A section of one of the closed lines, the Northampton to Market Harborough line, is now the Northampton & Lamport heritage railway, while the route as a whole forms a part of the National Cycle Network, as the Brampton Valley Way.
As early as 1897 Northamptonshire had its own putative Channel Tunnel rail link with the creation of the Great Central Railway, which was intended to connect to a tunnel under the English Channel. Although the complete project never came to fruition, the rail link through Northamptonshire was constructed, and had stations at Charwelton, Woodford Halse, Helmdon, and Brackley. It became part of the London and North Eastern Railway in 1923 (and of British Railways in 1948) before its closure in 1966.
Before nationalization of the railways in 1948 and the creation of British Railways), Northamptonshire was home to three of the "Big Four" railway companies; the London, Midland and Scottish Railway, London and North Eastern Railway and Great Western Railway. Only the Southern Railway was not represented. Post nationalisation, it is served by Virgin, London Midland, Chiltern Railways and East Midland Trains. So from having 75 stations in 1948 and three operators it has 5 stations with four operators.

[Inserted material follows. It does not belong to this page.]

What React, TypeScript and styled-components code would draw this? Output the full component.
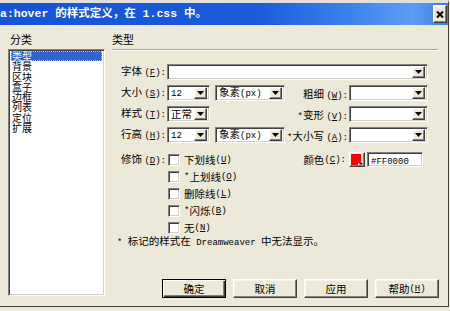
import React from 'react';
import styled, { createGlobalStyle, css } from 'styled-components';

const GlobalStyle = createGlobalStyle`
  html, body {
    margin: 0;
    padding: 0;
    background: #ece9d8;
  }
  body {
    font-family: "Noto Sans CJK SC", "Noto Sans", sans-serif;
    font-size: 10.5px;
    color: #000;
  }
`;

const sunken = css`
  box-sizing: border-box;
  border: 1px solid;
  border-color: #808080 #ffffff #ffffff #808080;
  box-shadow: inset 1px 1px #404040, inset -1px -1px #d4d0c8;
  background: #fff;
`;

const raised = css`
  box-sizing: border-box;
  border: 1px solid;
  border-color: #ffffff #404040 #404040 #ffffff;
  box-shadow: inset -1px -1px #808080, inset 1px 1px #f6f4ec;
  background: #ece9d8;
`;

const Latin = styled.span`
  font-family: "Liberation Mono", monospace;
  font-size: 9px;
`;

const Window = styled.div`
  width: 449px;
  height: 307px;
  box-sizing: border-box;
  border-top: 3px solid #e2e0d8;
  border-right: 1px solid #404040;
  border-bottom: 1px solid #404040;
  display: flex;
  flex-direction: column;
  background: #ece9d8;
`;

const TitleBar = styled.div`
  flex: none;
  height: 22px;
  display: flex;
  align-items: center;
  color: #fff;
  background: linear-gradient(
    90deg,
    #1454d6 0%,
    #1a5cdc 58%,
    #3b83ec 78%,
    #5c9ef4 92%,
    #3a7ee9 100%
  );
`;

const Title = styled.div`
  font-family: "Liberation Mono", "Noto Sans CJK SC", monospace;
  font-weight: bold;
  font-size: 11.5px;
  line-height: 22px;
  white-space: nowrap;
`;

const CloseButton = styled.div`
  ${raised}
  width: 14px;
  height: 18px;
  margin-left: auto;
  margin-right: 1px;
  display: flex;
  align-items: center;
  justify-content: center;
`;

const Body = styled.div`
  flex: 1;
  min-height: 0;
  display: flex;
  gap: 7px;
  padding: 7px 10px 8px 8px;
`;

const LeftCol = styled.div`
  width: 97px;
  flex: none;
  display: flex;
  flex-direction: column;
`;

const GroupTitle = styled.div<{ $indent: number }>`
  height: 17px;
  line-height: 15px;
  padding-left: ${(p) => p.$indent}px;
  font-size: 11px;
  white-space: nowrap;
`;

const ListBox = styled.div`
  ${sunken}
  height: 247px;
  padding: 1px 2px;
`;

const ListItem = styled.div<{ $selected?: boolean }>`
  font-size: 10px;
  line-height: 10.3px;
  height: 10.3px;
  padding-left: 1px;
  white-space: nowrap;
  ${(p) =>
    p.$selected &&
    css`
      color: #fff;
      background: #2f62d2;
      outline: 1px dotted #a8c4f4;
      outline-offset: -1px;
    `}
`;

const RightCol = styled.div`
  flex: 1;
  display: flex;
  flex-direction: column;
`;

const Rule = styled.div`
  border-top: 1px solid #aca899;
  border-bottom: 1px solid #ffffff;
`;

const Form = styled.div`
  margin-top: 13px;
  padding-right: 10px;
  display: flex;
  flex-direction: column;
  gap: 5px;
`;

const Row = styled.div`
  display: flex;
  align-items: center;
  height: 16px;
`;

const FieldLabel = styled.div`
  width: 55px;
  flex: none;
  box-sizing: border-box;
  padding-right: 1px;
  text-align: right;
  white-space: nowrap;
  line-height: 16px;
`;

const Controls = styled.div`
  display: flex;
  align-items: center;
  gap: 5px;
`;

const SideLabel = styled.div`
  flex: 1;
  text-align: right;
  padding-right: 1px;
  white-space: nowrap;
`;

const SelectBox = styled.div<{ $w: number }>`
  ${sunken}
  width: ${(p) => p.$w}px;
  height: 16px;
  padding: 2px;
  display: flex;
  align-items: center;
`;

const SelectValue = styled.div`
  flex: 1;
  padding-left: 1px;
  line-height: 12px;
  white-space: nowrap;
`;

const DropButton = styled.div`
  ${raised}
  width: 13px;
  height: 12px;
  flex: none;
  display: flex;
  align-items: center;
  justify-content: center;
`;

const DecorRow = styled.div`
  margin-top: 8px;
  padding-right: 15px;
  display: flex;
  align-items: flex-start;
`;

const CheckList = styled.div`
  margin-left: 1px;
  display: flex;
  flex-direction: column;
`;

const CheckRow = styled.div`
  height: 17px;
  display: flex;
  align-items: center;
  white-space: nowrap;
`;

const CheckBox = styled.div`
  ${sunken}
  width: 12px;
  height: 12px;
  margin-right: 4px;
  flex: none;
`;

const ColorArea = styled.div`
  flex: 1;
  height: 17px;
  display: flex;
  align-items: center;
  justify-content: flex-end;
`;

const ColorButton = styled.div`
  ${raised}
  width: 16px;
  height: 15px;
  margin-left: 3px;
  display: flex;
`;

const HexInput = styled.div`
  ${sunken}
  width: 56px;
  height: 15px;
  margin-left: 2px;
  padding: 0 3px;
  line-height: 13px;
`;

const Footnote = styled.div`
  padding-left: 5px;
  height: 10px;
  line-height: 10px;
  white-space: nowrap;
`;

const ButtonRow = styled.div`
  margin-top: auto;
  margin-right: -1px;
  display: flex;
  justify-content: flex-end;
  gap: 7px;
`;

const DialogButton = styled.div<{ $default?: boolean }>`
  ${raised}
  width: 64px;
  height: 19px;
  display: flex;
  align-items: center;
  justify-content: center;
  ${(p) =>
    p.$default &&
    css`
      border: 1px solid #000;
      box-shadow: inset 1px 1px #fff, inset -1px -1px #404040,
        inset -2px -2px #808080;
    `}
`;

function Arrow() {
  return (
    <svg width="7" height="4" viewBox="0 0 7 4">
      <polygon points="0,0 7,0 3.5,4" fill="#000" />
    </svg>
  );
}

function Acc({ k }: { k: string }) {
  return (
    <Latin>
      (<u>{k}</u>)
    </Latin>
  );
}

function Select({ w, value }: { w: number; value?: React.ReactNode }) {
  return (
    <SelectBox $w={w}>
      <SelectValue>{value}</SelectValue>
      <DropButton>
        <Arrow />
      </DropButton>
    </SelectBox>
  );
}

const categories = ['类型', '背景', '区块', '盒子', '边框', '列表', '定位', '扩展'];

const decorations: [string, string][] = [
  ['下划线', 'U'],
  ['*上划线', 'O'],
  ['删除线', 'L'],
  ['*闪烁', 'B'],
  ['无', 'N'],
];

const px = (
  <>
    象素<Latin>(px)</Latin>
  </>
);

export default function App() {
  return (
    <>
      <GlobalStyle />
      <Window>
        <TitleBar>
          <Title>a:hover 的样式定义，在 1.css 中。</Title>
          <CloseButton>
            <svg width="8" height="7" viewBox="0 0 8 7">
              <path d="M1 0.5 L7 6.5 M7 0.5 L1 6.5" stroke="#000" strokeWidth="2" />
            </svg>
          </CloseButton>
        </TitleBar>
        <Body>
          <LeftCol>
            <GroupTitle $indent={2}>分类</GroupTitle>
            <ListBox>
              {categories.map((c, i) => (
                <ListItem key={c} $selected={i === 0}>
                  {c}
                </ListItem>
              ))}
            </ListBox>
          </LeftCol>
          <RightCol>
            <GroupTitle $indent={0}>类型</GroupTitle>
            <Rule />
            <Form>
              <Row>
                <FieldLabel>
                  字体 <Acc k="F" />
                  <Latin>:</Latin>
                </FieldLabel>
                <Select w={261} />
              </Row>
              <Row>
                <FieldLabel>
                  大小 <Acc k="S" />
                  <Latin>:</Latin>
                </FieldLabel>
                <Controls>
                  <Select w={43} value={<Latin>12</Latin>} />
                  <Select w={70} value={px} />
                </Controls>
                <SideLabel>
                  粗细 <Acc k="W" />
                  <Latin>:</Latin>
                </SideLabel>
                <Select w={79} />
              </Row>
              <Row>
                <FieldLabel>
                  样式 <Acc k="T" />
                  <Latin>:</Latin>
                </FieldLabel>
                <Controls>
                  <Select w={43} value="正常" />
                </Controls>
                <SideLabel>
                  <Latin>*</Latin>变形 <Acc k="V" />
                  <Latin>:</Latin>
                </SideLabel>
                <Select w={79} />
              </Row>
              <Row>
                <FieldLabel>
                  行高 <Acc k="H" />
                  <Latin>:</Latin>
                </FieldLabel>
                <Controls>
                  <Select w={43} value={<Latin>12</Latin>} />
                  <Select w={70} value={px} />
                </Controls>
                <SideLabel>
                  <Latin>*</Latin>大小写 <Acc k="A" />
                  <Latin>:</Latin>
                </SideLabel>
                <Select w={79} />
              </Row>
            </Form>
            <DecorRow>
              <FieldLabel>
                修饰 <Acc k="D" />
                <Latin>:</Latin>
              </FieldLabel>
              <CheckList>
                {decorations.map(([label, k]) => (
                  <CheckRow key={k}>
                    <CheckBox />
                    {label.startsWith('*') ? (
                      <>
                        <Latin>*</Latin>
                        {label.slice(1)}
                      </>
                    ) : (
                      label
                    )}{' '}
                    <Acc k={k} />
                  </CheckRow>
                ))}
              </CheckList>
              <ColorArea>
                颜色 <Acc k="C" />
                <Latin>:</Latin>
                <ColorButton>
                  <svg width="14" height="13" viewBox="0 0 14 13">
                    <rect x="1" y="1" width="10" height="9" fill="#ff0000" />
                    <rect x="1" y="10" width="7" height="2" fill="#ff0000" />
                    <polygon points="9,10 13,10 11,12" fill="#000" />
                  </svg>
                </ColorButton>
                <HexInput>
                  <Latin>#FF0000</Latin>
                </HexInput>
              </ColorArea>
            </DecorRow>
            <Footnote>
              <Latin>* </Latin>标记的样式在<Latin> Dreamweaver </Latin>中无法显示。
            </Footnote>
            <ButtonRow>
              <DialogButton $default>确定</DialogButton>
              <DialogButton>取消</DialogButton>
              <DialogButton>应用</DialogButton>
              <DialogButton>
                帮助 <Acc k="H" />
              </DialogButton>
            </ButtonRow>
          </RightCol>
        </Body>
      </Window>
    </>
  );
}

National digital radio is also available in Northamptonshire, though coverage is limited. As of 2008 a multiplex for local DAB stations will go on air by end of October
In regional radio and television terms, the county is not usually considered as part of the East Midlands; unusually, it is associated with East Anglia, being part of the BBC East region and the Anglia Television region of ITV, the latter having an office adjacent to BBC Radio Northampton in Abington Street, Northampton. These services are broadcast from the Sandy Heath transmitter.
More recently music has flourished around the now closed - but much revered - Soundhaus and Labour Club. The Departure were the most famous recent band. However, the Retro Spankees, Daniel Johnstone-esque Winston Echo, Columbus and Crewsoe, Kowalski and Magic Skool Bus (featuring eccentric drummer Rory Hillman) have prospered here.